From a SAHI perspective, SCI's performance is a clear signal of efficient asset utilization and improved freight realizations. The widening gap between revenue and profit growth suggests that SCI has successfully managed fuel costs and operational overheads. Investors should view this as a turnaround in margin profile, positioning the company as a value play within the PSU logistics space.

Market Implications

The significant margin expansion is likely to lead to earnings upgrades for the next fiscal year. This performance sets a positive tone for the logistics sector, particularly for state-run enterprises. Capital allocation may now shift towards modernizing the fleet to sustain these high margins in an evolving regulatory environment.

Trading Signals

Market Bias: Bullish

Profit doubling and 40% EBITDA margins provide a strong fundamental floor. The 116% surge in PAT against 14% revenue growth suggests deep operational efficiency.

Overweight: Logistics, Shipping, Infrastructure

Underweight: Inland Waterways (Secondary impact)

Trigger Factors:

  • Global Baltic Dry Index (BDI) movements
  • Updates on government divestment timeline
  • Crude oil price impact on bunker fuel costs

Time Horizon: Near-term (0-3 months)

Industry Context

The shipping industry has faced headwinds from global supply chain shifts and fluctuating fuel prices. However, PSU majors like SCI have benefited from stable long-term contracts and improved charter rates in the tanker segment.
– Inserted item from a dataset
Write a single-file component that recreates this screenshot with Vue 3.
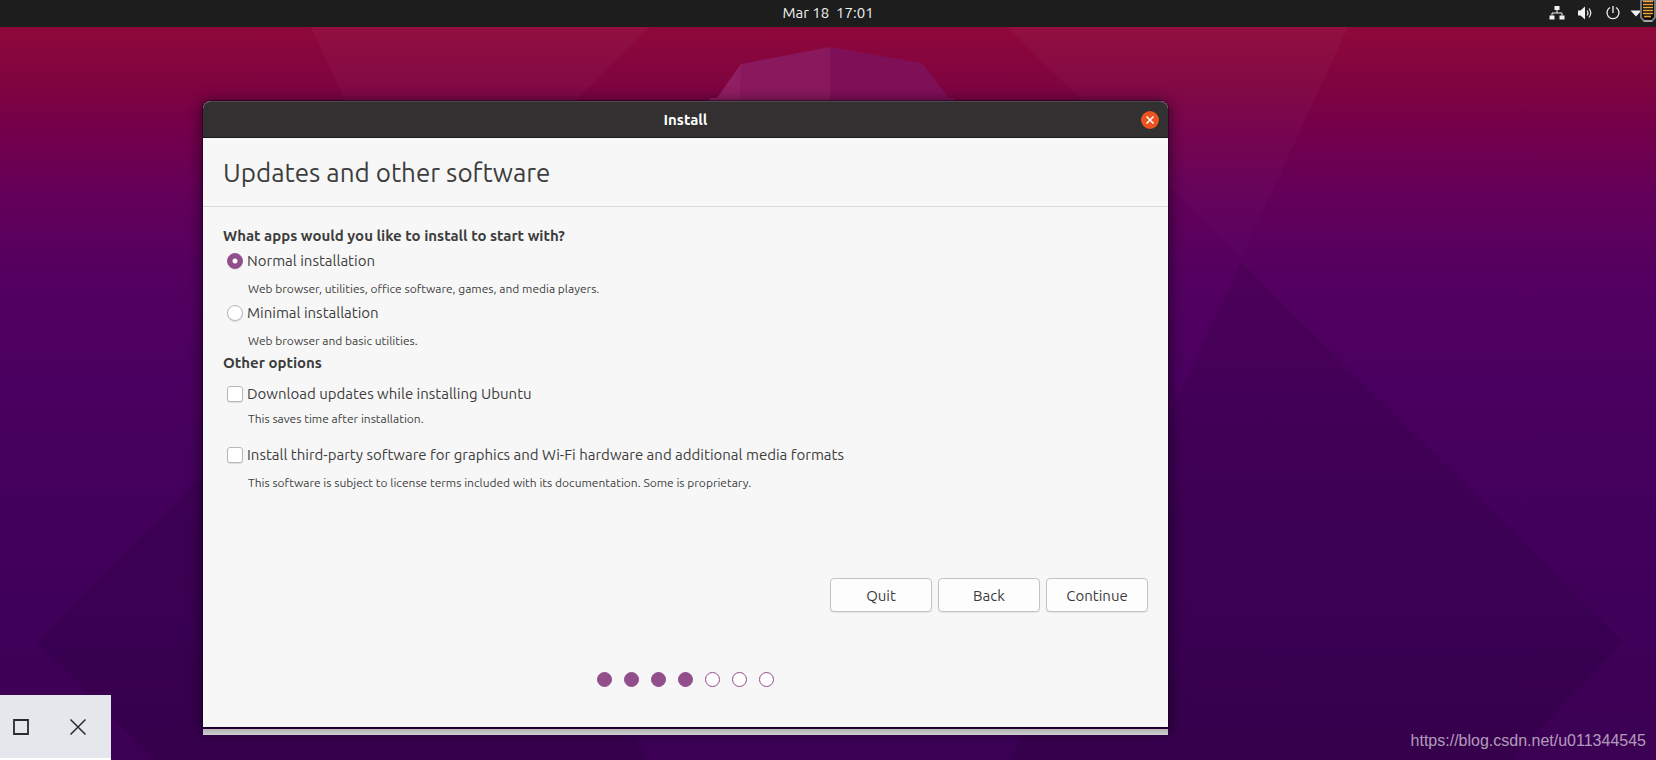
<script setup>
import { ref } from 'vue';

const installType = ref('normal');
const downloadUpdates = ref(false);
const thirdParty = ref(false);

const totalSteps = 7;
const currentStep = ref(4);
</script>

<template>
  <div class="desktop">
    <!-- Wallpaper -->
    <svg class="wallpaper" viewBox="0 0 1656 760" preserveAspectRatio="none" aria-hidden="true">
      <defs>
        <linearGradient id="beam" x1="0" y1="27" x2="0" y2="258" gradientUnits="userSpaceOnUse">
          <stop offset="0" stop-color="#fff" stop-opacity="0.03" />
          <stop offset="1" stop-color="#fff" stop-opacity="0.01" />
        </linearGradient>
      </defs>
      <polygon points="311,27 650,27 417,258" fill="url(#beam)" />
      <polygon points="1008,27 1348,27 1241,258" fill="url(#beam)" />
      <polygon points="1241,262 1623,642 1510,760 1010,760" fill="#000" fill-opacity="0.08" />
      <polygon points="415,262 37,642 155,760 648,760" fill="#000" fill-opacity="0.08" />
      <polygon points="709,101 711,98 717,98 741,64 830,47 830,140 709,140" fill="#8a185d" />
      <polygon points="709,101 711,98 717,98 741,64 739,140 709,140" fill="#901e62" />
      <polygon points="830,47 922,63 949,98 955,98 957,140 830,140" fill="#7f0f57" />
    </svg>

    <header class="topbar">
      <time class="clock">Mar 18&nbsp; 17:01</time>
      <div class="tray">
        <svg class="tray-icon" viewBox="0 0 16 16" aria-label="Network">
          <path d="M5.500 1h5v4h-5zM0.500 10.500h5v4h-5zM10.500 10.500h5v4h-5z" fill="#f2f2f2" />
          <path d="M8 5v3M3 10.500V8h10v2.500" fill="none" stroke="#f2f2f2" />
        </svg>
        <svg class="tray-icon" viewBox="0 0 16 16" aria-label="Volume">
          <path d="M1 5.500h2.500L8 1.500v13l-4.500-4H1z" fill="#f2f2f2" />
          <path d="M10 5.500q2 2.500 0 5M12 3.500q3.500 4.500 0 9" fill="none" stroke="#f2f2f2" stroke-width="1.200" />
        </svg>
        <svg class="tray-icon" viewBox="0 0 16 16" aria-label="Power">
          <path d="M5 2.500a6 6 0 1 0 6 0M8 1v7" fill="none" stroke="#f2f2f2" stroke-width="1.300" />
        </svg>
        <svg class="tray-arrow" viewBox="0 0 12 16" aria-hidden="true">
          <path d="M0.500 5.500h11L6 11.500z" fill="#f2f2f2" />
        </svg>
      </div>
    </header>

    <svg class="meter" viewBox="0 0 16 23" aria-hidden="true">
      <path d="M1 0v17.500L4 21h8l3-3.500V0z" fill="#0d0d0d" stroke="#77797c" stroke-width="2" />
      <path d="M4 21h8" stroke="#a5a5a5" stroke-width="2" />
      <path d="M3 1.500h10M3 4.500h10M3 7.500h10M3 10.500h10M3 13.500h10M4 16.500h7" stroke="#f3a73a" stroke-width="1.300" />
    </svg>

    <main class="workspace">
      <section class="window">
        <div class="titlebar">
          <span class="window-title">Install</span>
          <button class="close-btn" type="button" aria-label="Close">
            <svg viewBox="0 0 18 18"><path d="M5.500 5.500l7 7M12.500 5.500l-7 7" stroke="#fff" stroke-width="1.500" /></svg>
          </button>
        </div>

        <h1 class="page-title">Updates and other software</h1>

        <form class="content" @submit.prevent>
          <h2 class="group-title">What apps would you like to install to start with?</h2>
          <div class="option">
            <label class="choice">
              <input v-model="installType" type="radio" name="type" value="normal" />
              Normal installation
            </label>
            <p class="hint">Web browser, utilities, office software, games, and media players.</p>
          </div>
          <div class="option">
            <label class="choice">
              <input v-model="installType" type="radio" name="type" value="minimal" />
              Minimal installation
            </label>
            <p class="hint">Web browser and basic utilities.</p>
          </div>

          <h2 class="group-title other">Other options</h2>
          <div class="option updates">
            <label class="choice">
              <input v-model="downloadUpdates" type="checkbox" />
              Download updates while installing Ubuntu
            </label>
            <p class="hint">This saves time after installation.</p>
          </div>
          <div class="option third-party">
            <label class="choice">
              <input v-model="thirdParty" type="checkbox" />
              Install third-party software for graphics and Wi-Fi hardware and additional media formats
            </label>
            <p class="hint">This software is subject to license terms included with its documentation. Some is proprietary.</p>
          </div>

          <div class="buttons">
            <button type="button">Quit</button>
            <button type="button">Back</button>
            <button type="submit">Continue</button>
          </div>
        </form>

        <div class="steps">
          <span v-for="n in totalSteps" :key="n" class="step" :class="{ done: n <= currentStep }"></span>
        </div>
      </section>
      <div class="window-behind"></div>
    </main>

    <div class="host-controls">
      <button type="button" aria-label="Maximize">
        <svg viewBox="0 0 18 18"><path d="M2 2h14v14H2z" fill="none" stroke="#2b2b2b" stroke-width="1.800" /></svg>
      </button>
      <button type="button" aria-label="Close">
        <svg viewBox="0 0 18 18"><path d="M1.500 1.500l15 15M16.500 1.500l-15 15" stroke="#2b2b2b" stroke-width="1.500" /></svg>
      </button>
    </div>

    <a class="source-link" href="https://blog.csdn.net/u011344545">https://blog.csdn.net/u011344545</a>
  </div>
</template>

<style>
body {
  margin: 0;
  background: #35004e;
}
</style>

<style scoped>
.desktop {
  position: relative;
  min-height: 100vh;
  overflow: hidden;
  background: linear-gradient(#8f083a 27px, #80043f 80px, #74004b 130px, #62005a 200px, #550060 270px, #4a0060 380px, #43005c 500px, #3e0058 640px, #3b0053 760px);
  font-family: Ubuntu, "Noto Sans", sans-serif;
  font-size: 15px;
  line-height: 20px;
  color: #3d3d3d;
}

.wallpaper {
  position: absolute;
  inset: 0;
  width: 100%;
  height: 100%;
}

/* Top panel */
.topbar {
  position: relative;
  display: grid;
  grid-template-columns: 1fr auto 1fr;
  align-items: center;
  box-sizing: border-box;
  height: 27px;
  padding: 0 14px 1px;
  background: #1d1d1d;
  color: #f2f2f2;
}
.clock {
  grid-column: 2;
}
.tray {
  display: flex;
  justify-content: flex-end;
  align-items: center;
  gap: 12px;
}
.tray-icon {
  width: 16px;
  height: 16px;
}
.tray-arrow {
  width: 12px;
  height: 16px;
  margin-left: -3px;
}
.meter {
  position: absolute;
  top: 0;
  right: 0;
  width: 16px;
  height: 23px;
}

/* Installer window */
.workspace {
  position: relative;
  padding: 74px 488px 25px 203px;
}
.window {
  border-radius: 8px 8px 0 0;
  background: #f7f7f7;
  box-shadow: 0 0 0 1px rgba(20, 0, 30, 0.5), 0 2px 14px 2px rgba(0, 0, 0, 0.5);
}
.titlebar {
  display: grid;
  grid-template-columns: 1fr auto 1fr;
  align-items: center;
  box-sizing: border-box;
  height: 37px;
  padding: 0 9px;
  border-top: 1px solid #4d4b4b;
  border-bottom: 1px solid #1c1a1a;
  border-radius: 8px 8px 0 0;
  background: #323030;
}
.window-title {
  grid-column: 2;
  color: #fff;
  font-weight: 700;
}
.close-btn {
  justify-self: end;
  width: 18px;
  height: 18px;
  padding: 0;
  border: none;
  border-radius: 50%;
  background: #e95420;
}
.close-btn svg {
  display: block;
}

.page-title {
  margin: 0;
  padding: 17px 20px 15px;
  border-bottom: 1px solid #dadada;
  font-size: 26px;
  font-weight: 400;
  line-height: 36px;
}

.content {
  padding: 19px 20px 0;
}
.group-title {
  margin: 0;
  font-size: 15px;
  font-weight: 700;
}
.group-title.other {
  margin-top: 2px;
}
.option {
  display: flex;
  flex-direction: column;
  gap: 8px;
  margin-top: 5px;
}
.option + .option {
  margin-top: 4px;
}
.option.updates {
  gap: 5px;
  margin-top: 11px;
}
.option.third-party {
  margin-top: 16px;
}
.choice {
  display: flex;
  align-items: center;
  gap: 4px;
  padding-left: 4px;
}
.choice input {
  appearance: none;
  box-sizing: border-box;
  flex: none;
  width: 16px;
  height: 16px;
  margin: 0;
  border: 1px solid #b8b8b8;
  border-radius: 3px;
  background: #fff;
  box-shadow: 0 1px 1px rgba(0, 0, 0, 0.1);
}
.choice input[type="radio"] {
  border-radius: 50%;
}
.choice input[type="radio"]:checked {
  border-color: #924d8b;
  background: radial-gradient(circle, #fff 2px, #924d8b 3px);
}
.choice input[type="checkbox"]:checked {
  background: #924d8b;
}
.hint {
  margin: 0;
  padding-left: 25px;
  font-size: 12px;
}

.buttons {
  display: flex;
  justify-content: flex-end;
  gap: 6px;
  margin-top: 85px;
}
.buttons button {
  width: 102px;
  height: 34px;
  padding: 0;
  border: 1px solid #c3c3c3;
  border-radius: 4px;
  background: #fdfdfd;
  box-shadow: 0 1px 1px rgba(0, 0, 0, 0.08);
  color: #3d3d3d;
  font-family: inherit;
  font-size: 15px;
}

.steps {
  display: flex;
  justify-content: center;
  gap: 12px;
  padding: 60px 0 40px;
}
.step {
  box-sizing: border-box;
  width: 15px;
  height: 15px;
  border: 1px solid #924d8b;
  border-radius: 50%;
  background: #fff;
}
.step.done {
  background: #924d8b;
}

.window-behind {
  position: relative;
  height: 6px;
  margin-top: 2px;
  background: linear-gradient(#b4b4b4, #cfcfcf);
}

/* Buttons of the outer window, cut off by the screen corner */
.host-controls {
  position: absolute;
  bottom: 0;
  left: 0;
  display: flex;
  align-items: center;
  gap: 39px;
  height: 63px;
  padding: 0 24px 0 12px;
  border-bottom: 2px solid #fff;
  background: #e4e7eb;
}
.host-controls button {
  width: 18px;
  height: 18px;
  padding: 0;
  border: none;
  background: none;
}
.host-controls svg {
  display: block;
}

.source-link {
  position: absolute;
  right: 10px;
  bottom: 9px;
  color: rgba(255, 255, 255, 0.62);
  font-family: "Liberation Sans", Arial, sans-serif;
  font-size: 16px;
  text-decoration: none;
}
</style>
The overall logistics sector in India remains a key focus area under the National Logistics Policy.

Key Risks to Watch

  • Volatility in global freight rates which could compress margins in future quarters.
  • Rising bunker fuel costs linked to crude oil prices.
  • Regulatory delays in the strategic divestment process.

Recent Developments

Shipping Corporation of India Land and Assets Ltd (SCILAL) was successfully demerged and listed recently, unlocking value for shareholders by separating non-core assets. Additionally, the government has been fine-tuning the Expression of Interest (EoI) for the strategic sale of SCI.

Closing Insight

SCI's Q4 results are not just a numbers beat but a fundamental shift in profitability. If the company sustains margins above 35%, it could redefine valuation benchmarks for the Indian shipping sector.

FAQs

What led to the 116% jump in SCI's profit despite only 14% revenue growth?

The profit surge was primarily driven by massive EBITDA margin expansion from 27.52% to 40.44%. This indicates that SCI successfully reduced operating expenses and benefited from higher charter rates in key segments.

How does the SCILAL demerger affect SCI's core shipping business?

The demerger removes non-core land and building assets from SCI's balance sheet, allowing the company to focus purely on shipping operations. This is a second-order effect that makes the company more attractive for strategic investors.

What is the significance of the 40.44% EBITDA margin for a retail investor?

For retail participants, this high margin signifies that SCI is generating more cash from its operations, which could lead to better dividend payouts or reinvestment in newer, more efficient vessels.